More recent presidents have adopted Truman’s phrase — even if they, at times, have also passed the buck.

“The buck stops with me,” Obama said after intelligence failures led to an unsuccessful Christmas Day bombing plot in 2010.

And in 2009, as his administration came under fire for allowing executives at failed insurance company AIG to leave with bonuses, Obama channeled Truman.

“Ultimately I’m responsible. I’m the President of the United States,” he said, adding later, “The buck stops with me. And my goal is to make sure that we never put ourselves in this kind of position again.”

President George W. Bush, too, wasn’t known for taking the fall, but he did take responsibility after Hurricane Katrina devastate the Gulf Coast and left over 1,800 people dead.

“Katrina exposed serious problems in our response capability at all levels of government and to the extent the federal government didn’t fully do its job right, I take responsibility,” he said.

The same was true for Bill Clinton, who certainly passed the buck at times, but also acknowledged in 1998 that he “misled people” on his relationship with Monica Lewinsky.

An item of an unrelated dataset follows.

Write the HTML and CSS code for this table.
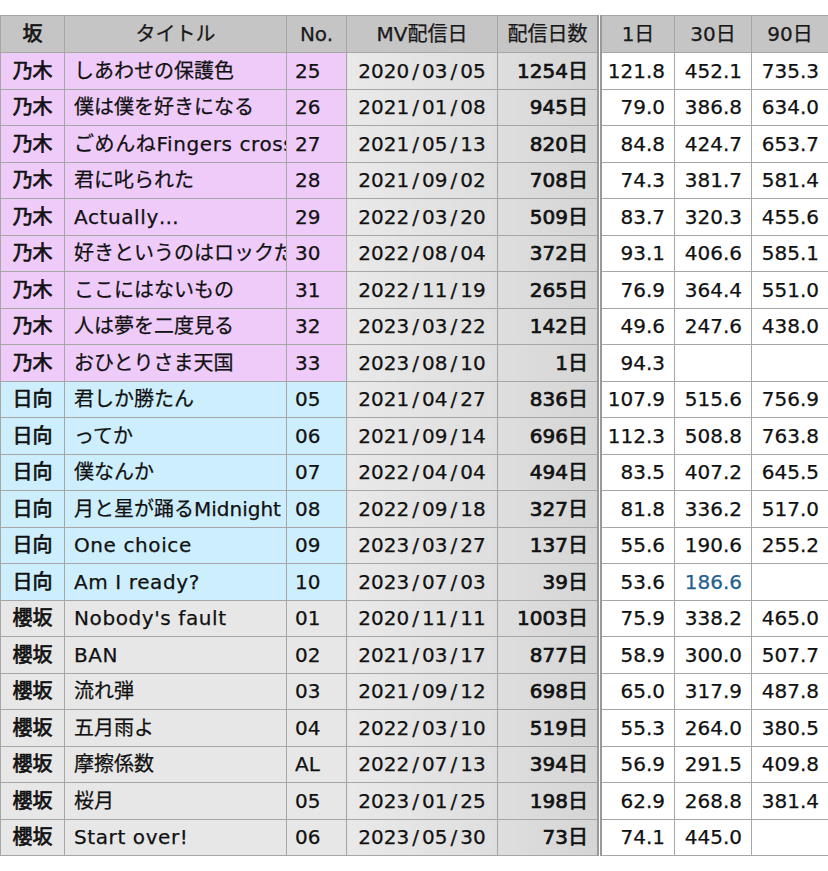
FILE: index.html
```html
<!DOCTYPE html>
<html lang="ja">
<head>
<meta charset="utf-8">
<title>MV再生数</title>
<link rel="stylesheet" href="styles.css">
</head>
<body>
<table class="sheet">
  <colgroup>
    <col class="c-group"><col class="c-title"><col class="c-no"><col class="c-date"><col class="c-days"><col class="c-num1"><col class="c-num30"><col class="c-num90">
  </colgroup>
  <thead>
    <tr>
      <th class="h-group">坂</th><th>タイトル</th><th>No.</th><th>MV配信日</th><th class="h-days">配信日数</th><th>1日</th><th>30日</th><th>90日</th>
    </tr>
  </thead>
  <tbody>
    <tr class="nogi"><td class="group">乃木</td><td class="title">しあわせの保護色</td><td class="no">25</td><td class="date">2020<span class="sl">/</span>03<span class="sl">/</span>05</td><td class="days">1254日</td><td class="num">121.8</td><td class="num">452.1</td><td class="num">735.3</td></tr>
    <tr class="nogi"><td class="group">乃木</td><td class="title">僕は僕を好きになる</td><td class="no">26</td><td class="date">2021<span class="sl">/</span>01<span class="sl">/</span>08</td><td class="days">945日</td><td class="num">79.0</td><td class="num">386.8</td><td class="num">634.0</td></tr>
    <tr class="nogi"><td class="group">乃木</td><td class="title lat">ごめんねFingers crossed</td><td class="no">27</td><td class="date">2021<span class="sl">/</span>05<span class="sl">/</span>13</td><td class="days">820日</td><td class="num">84.8</td><td class="num">424.7</td><td class="num">653.7</td></tr>
    <tr class="nogi"><td class="group">乃木</td><td class="title">君に叱られた</td><td class="no">28</td><td class="date">2021<span class="sl">/</span>09<span class="sl">/</span>02</td><td class="days">708日</td><td class="num">74.3</td><td class="num">381.7</td><td class="num">581.4</td></tr>
    <tr class="nogi"><td class="group">乃木</td><td class="title lat">Actually…</td><td class="no">29</td><td class="date">2022<span class="sl">/</span>03<span class="sl">/</span>20</td><td class="days">509日</td><td class="num">83.7</td><td class="num">320.3</td><td class="num">455.6</td></tr>
    <tr class="nogi"><td class="group">乃木</td><td class="title">好きというのはロックだぜ！</td><td class="no">30</td><td class="date">2022<span class="sl">/</span>08<span class="sl">/</span>04</td><td class="days">372日</td><td class="num">93.1</td><td class="num">406.6</td><td class="num">585.1</td></tr>
    <tr class="nogi"><td class="group">乃木</td><td class="title">ここにはないもの</td><td class="no">31</td><td class="date">2022<span class="sl">/</span>11<span class="sl">/</span>19</td><td class="days">265日</td><td class="num">76.9</td><td class="num">364.4</td><td class="num">551.0</td></tr>
    <tr class="nogi"><td class="group">乃木</td><td class="title">人は夢を二度見る</td><td class="no">32</td><td class="date">2023<span class="sl">/</span>03<span class="sl">/</span>22</td><td class="days">142日</td><td class="num">49.6</td><td class="num">247.6</td><td class="num">438.0</td></tr>
    <tr class="nogi"><td class="group">乃木</td><td class="title">おひとりさま天国</td><td class="no">33</td><td class="date">2023<span class="sl">/</span>08<span class="sl">/</span>10</td><td class="days">1日</td><td class="num">94.3</td><td class="num"></td><td class="num"></td></tr>
    <tr class="hinata"><td class="group">日向</td><td class="title">君しか勝たん</td><td class="no">05</td><td class="date">2021<span class="sl">/</span>04<span class="sl">/</span>27</td><td class="days">836日</td><td class="num">107.9</td><td class="num">515.6</td><td class="num">756.9</td></tr>
    <tr class="hinata"><td class="group">日向</td><td class="title">ってか</td><td class="no">06</td><td class="date">2021<span class="sl">/</span>09<span class="sl">/</span>14</td><td class="days">696日</td><td class="num">112.3</td><td class="num">508.8</td><td class="num">763.8</td></tr>
    <tr class="hinata"><td class="group">日向</td><td class="title">僕なんか</td><td class="no">07</td><td class="date">2022<span class="sl">/</span>04<span class="sl">/</span>04</td><td class="days">494日</td><td class="num">83.5</td><td class="num">407.2</td><td class="num">645.5</td></tr>
    <tr class="hinata"><td class="group">日向</td><td class="title">月と星が踊るMidnight</td><td class="no">08</td><td class="date">2022<span class="sl">/</span>09<span class="sl">/</span>18</td><td class="days">327日</td><td class="num">81.8</td><td class="num">336.2</td><td class="num">517.0</td></tr>
    <tr class="hinata"><td class="group">日向</td><td class="title lat">One choice</td><td class="no">09</td><td class="date">2023<span class="sl">/</span>03<span class="sl">/</span>27</td><td class="days">137日</td><td class="num">55.6</td><td class="num">190.6</td><td class="num">255.2</td></tr>
    <tr class="hinata"><td class="group">日向</td><td class="title lat">Am I ready?</td><td class="no">10</td><td class="date">2023<span class="sl">/</span>07<span class="sl">/</span>03</td><td class="days">39日</td><td class="num">53.6</td><td class="num partial">186.6</td><td class="num"></td></tr>
    <tr class="sakura"><td class="group">櫻坂</td><td class="title lat">Nobody's fault</td><td class="no">01</td><td class="date">2020<span class="sl">/</span>11<span class="sl">/</span>11</td><td class="days">1003日</td><td class="num">75.9</td><td class="num">338.2</td><td class="num">465.0</td></tr>
    <tr class="sakura"><td class="group">櫻坂</td><td class="title lat">BAN</td><td class="no">02</td><td class="date">2021<span class="sl">/</span>03<span class="sl">/</span>17</td><td class="days">877日</td><td class="num">58.9</td><td class="num">300.0</td><td class="num">507.7</td></tr>
    <tr class="sakura"><td class="group">櫻坂</td><td class="title">流れ弾</td><td class="no">03</td><td class="date">2021<span class="sl">/</span>09<span class="sl">/</span>12</td><td class="days">698日</td><td class="num">65.0</td><td class="num">317.9</td><td class="num">487.8</td></tr>
    <tr class="sakura"><td class="group">櫻坂</td><td class="title">五月雨よ</td><td class="no">04</td><td class="date">2022<span class="sl">/</span>03<span class="sl">/</span>10</td><td class="days">519日</td><td class="num">55.3</td><td class="num">264.0</td><td class="num">380.5</td></tr>
    <tr class="sakura"><td class="group">櫻坂</td><td class="title">摩擦係数</td><td class="no">AL</td><td class="date">2022<span class="sl">/</span>07<span class="sl">/</span>13</td><td class="days">394日</td><td class="num">56.9</td><td class="num">291.5</td><td class="num">409.8</td></tr>
    <tr class="sakura"><td class="group">櫻坂</td><td class="title">桜月</td><td class="no">05</td><td class="date">2023<span class="sl">/</span>01<span class="sl">/</span>25</td><td class="days">198日</td><td class="num">62.9</td><td class="num">268.8</td><td class="num">381.4</td></tr>
    <tr class="sakura"><td class="group">櫻坂</td><td class="title lat">Start over!</td><td class="no">06</td><td class="date">2023<span class="sl">/</span>05<span class="sl">/</span>30</td><td class="days">73日</td><td class="num">74.1</td><td class="num">445.0</td><td class="num"></td></tr>
  </tbody>
</table>
</body>
</html>
```
FILE: styles.css
```css
html, body {
  margin: 0;
  padding: 0;
  background: #ffffff;
}
body {
  padding-top: 15px;
  font-family: "DejaVu Sans", "Noto Sans CJK JP", sans-serif;
  font-size: 20px;
  color: #111111;
  -webkit-text-stroke: 0.25px #111111;
}
.sheet {
  border-collapse: collapse;
  table-layout: fixed;
  width: 828px;
}
.c-group { width: 64px; }
.c-title { width: 222px; }
.c-no { width: 60px; }
.c-date { width: 151px; }
.c-days { width: 102px; }
.c-num1 { width: 75px; }
.c-num30 { width: 77px; }
.c-num90 { width: 77px; }

.sheet th, .sheet td {
  border: 1px solid #a6a6a6;
  white-space: nowrap;
  overflow: hidden;
  padding: 0;
  line-height: 24px;
}
.sheet th {
  height: 36px;
  background: #c5c5c5;
  font-weight: normal;
  text-align: center;
  color: #1a1a1a;
}
.sheet th.h-group {
  -webkit-text-stroke: 0.7px #111111;
}
.sheet th.h-days,
.sheet td.days {
  border-right: 5px double #999999;
}
.sheet td {
  height: 35.5px;
}
.nogi td { background: #efcbfa; }
.hinata td { background: #cdeefc; }
.sakura td { background: #e7e7e7; }

.sheet td.group {
  text-align: center;
  -webkit-text-stroke: 0.7px #111111;
}
.sheet td.title {
  padding-left: 9px;
  text-overflow: clip;
}
.sheet td.title.lat {
  letter-spacing: 0.6px;
}
.sheet td.no {
  padding-left: 8px;
}
.sheet td.date {
  text-align: center;
  background: linear-gradient(to right, #e9e9e9, #dedede);
}
.sl {
  padding: 0 3px;
}
.sheet td.days {
  text-align: right;
  padding-right: 9px;
  -webkit-text-stroke: 0.7px #111111;
  background: linear-gradient(to right, #dedede, #d5d5d5);
}
.sheet td.num {
  text-align: right;
  padding-right: 9px;
  background: #ffffff;
}
.sheet td.partial {
  color: #1f5f8f;
  -webkit-text-stroke: 0.25px #1f5f8f;
}
```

“I know that my public comments and my silence about this matter gave a false impression. I misled people, including even my wife. I deeply regret that,” he said.

President Jimmy Carter even borrowed the original Truman sign, displaying it on his Oval Office desk during an address to the nation on energy in 1979.

Trump’s comments aren’t just breaking with his predecessors, either. He is breaking with himself.

“Entrepreneurs: Everything starts with you. Realize that you’re in charge. Whatever happens, you’re responsible,” Trump tweeted in 2015.

Trump gave his vision of leadership in 2013 with this tweet: “Leadership: Whatever happens, you’re responsible. If it doesn’t happen, you’re responsible.”